A skeptic might ask, "How can you trust your own judgment about these risks and benefits? Shouldn't you submit your cause to the community's wisdom as recorded in law and policy?" Yet law and institutional policies are such blunt expressions of community will. That's the problem, IMHO, with Kantian ethics: you end up with impossibly generalized principles. Such propositions as "Lying is wrong" are problematic as soon as you start thinking of actual cases. This priority granted to local phenomenon is not a flaw (Kant thought that every ethical principle was worthwhile insomuch as it is universal) as it is evidence of a different understanding of the relationship of the part to the whole.

You see, some people believe that everybody should be treated the same, and they assume that it is possible to treat everyone the same with the technologies of law or policy or (in the medical profession) the "Standard of Care." Yet I would argue that no human-built system this side of heaven could possibly be impartial--nor should the quest for impartiality be the ultimate goal of law/policy/SOP. The goal is the alleviation of suffering, not avoiding "being unfair"! I think Foucault would point out that laws/policies/SOP's in all cases serve the institution, and not the individual. The individuals resist this to a greater or lesser degree, and an equilibrium is established.

I know, this sounds really abstract. But as Aristotle pointed out, the study of ethics is no small thing, but rather answers the question "how ought we live?" And these days I could take a remote risk to bring great relief. So my decision affects more lives than my own.

Does it matter that I'm a priest? Well, yes, I think it does. I'm not only constrained by the ethical obligations of baptism (think "WWJD" or the more classical formulation "Imitatio Christi"), but also by the fact that I must avoid being a "scandal" to my congregation (cf. St. Paul discussing eating meat sacrificed to idols).
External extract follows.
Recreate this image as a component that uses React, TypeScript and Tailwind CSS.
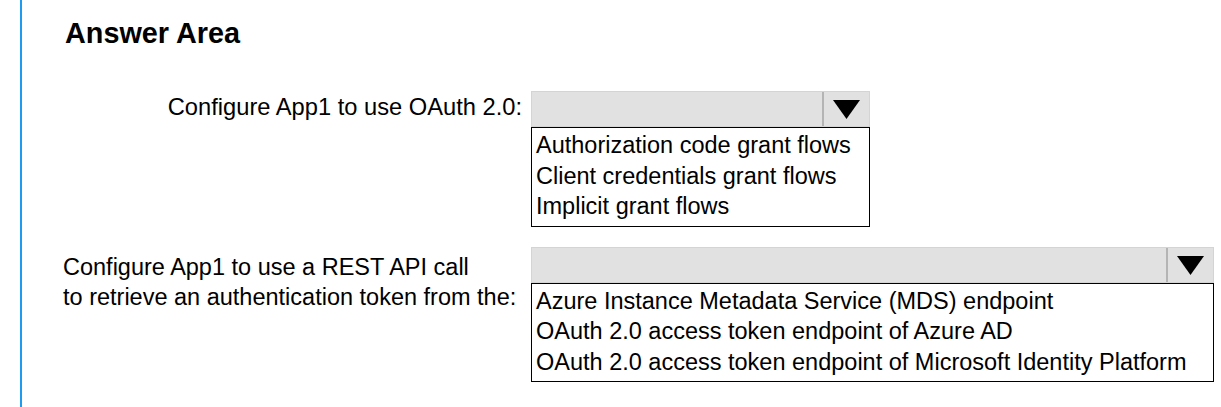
export default function App() {
  const font = { fontFamily: '"Liberation Sans", Arial, sans-serif' };
  return (
    <div className="w-[1221px] h-[407px] bg-white text-black overflow-hidden" style={font}>
      <div className="ml-[20px] h-full border-l-2 border-[#1e9bf0] pl-[41px] pt-[17px]">
        <h2 className="pl-[2px] text-[28.8px] font-bold leading-[32px]">Answer Area</h2>

        <div className="mt-[42px] flex">
          <div className="w-[468px] pr-[9px] text-right text-[23.7px] leading-[32px]">
            Configure App1 to use OAuth 2.0:
          </div>
          <Dropdown
            width="w-[339px]"
            items={[
              "Authorization code grant flows",
              "Client credentials grant flows",
              "Implicit grant flows",
            ]}
          />
        </div>

        <div className="mt-[20px] flex">
          <div className="w-[468px] pt-[5px] text-[23.5px] leading-[30px]">
            Configure App1 to use a REST API call
            <br />
            to retrieve an authentication token from the:
          </div>
          <Dropdown
            width="w-[683px]"
            items={[
              "Azure Instance Metadata Service (MDS) endpoint",
              "OAuth 2.0 access token endpoint of Azure AD",
              "OAuth 2.0 access token endpoint of Microsoft Identity Platform",
            ]}
          />
        </div>
      </div>
    </div>
  );
}

function Dropdown({ width, items }: { width: string; items: string[] }) {
  return (
    <div className={`${width} flex flex-col`}>
      <div className="h-[36px] flex bg-[#e1e1e1] border border-[#d4d4d4]">
        <div className="flex-1" />
        <div className="w-[47px] border-l-2 border-[#b4b4b4] flex items-center justify-center">
          <svg width="27" height="20" viewBox="0 0 27 20">
            <path d="M0 1 H27 L13.5 20 Z" fill="#000" />
          </svg>
        </div>
      </div>
      <div className="border border-black bg-white pl-[4px] pt-[2px] pb-[4px] text-[23.5px] leading-[30.5px]">
        {items.map((t) => (
          <div key={t}>{t}</div>
        ))}
      </div>
    </div>
  );
}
I think that priests that deny the fact that their role as leader and example constrains them somewhat are fooling themselves. If Jesus were alive today, he'd be arrested. But it's hard to lead a congregation from jail. This is obvious, more subtle truth is available by thinking about what Jesus might say from jail. Sure, there's MLK's letter. But check out "The Grand Inquisitor" chapter of Dostoevsky's The Brother's Karamazov.

Above is scan of a page of Dostoevsky's notes from chapter five. My point is just that as a priest I do have a different ethical obligation than a non-priest, just as doctors and lawyers have ethical obligations peculiar to their professions.

Anway, the main thing I learned from sitting at the feet of ethicists like Margaret Farley and Thomas Ogletree is that there are always more questions to ask. In fact, you can easily stall ethical pronouncement by multiplying mitigating factors. The result is a certain humility about ethics which brings us, I think, back to where we started: I know a person I could greatly help by assuming a small risk. Jesus would do it--shall I?

-t

1 comment:

Felicity Pickup said...

I've wanted to comment on this deserving posting for three days now but, unusually, find myself constrained by an urge to be respectful. Don't know to whom, to what or why.

But probably better that I didn't as the gist of it would have been my female chauvinistic belief that men are such stupid creatures.

But I'm very grateful for your reference to " MLK's letter" which not only drew my attention to a whopping gap in my education but starts to fill it.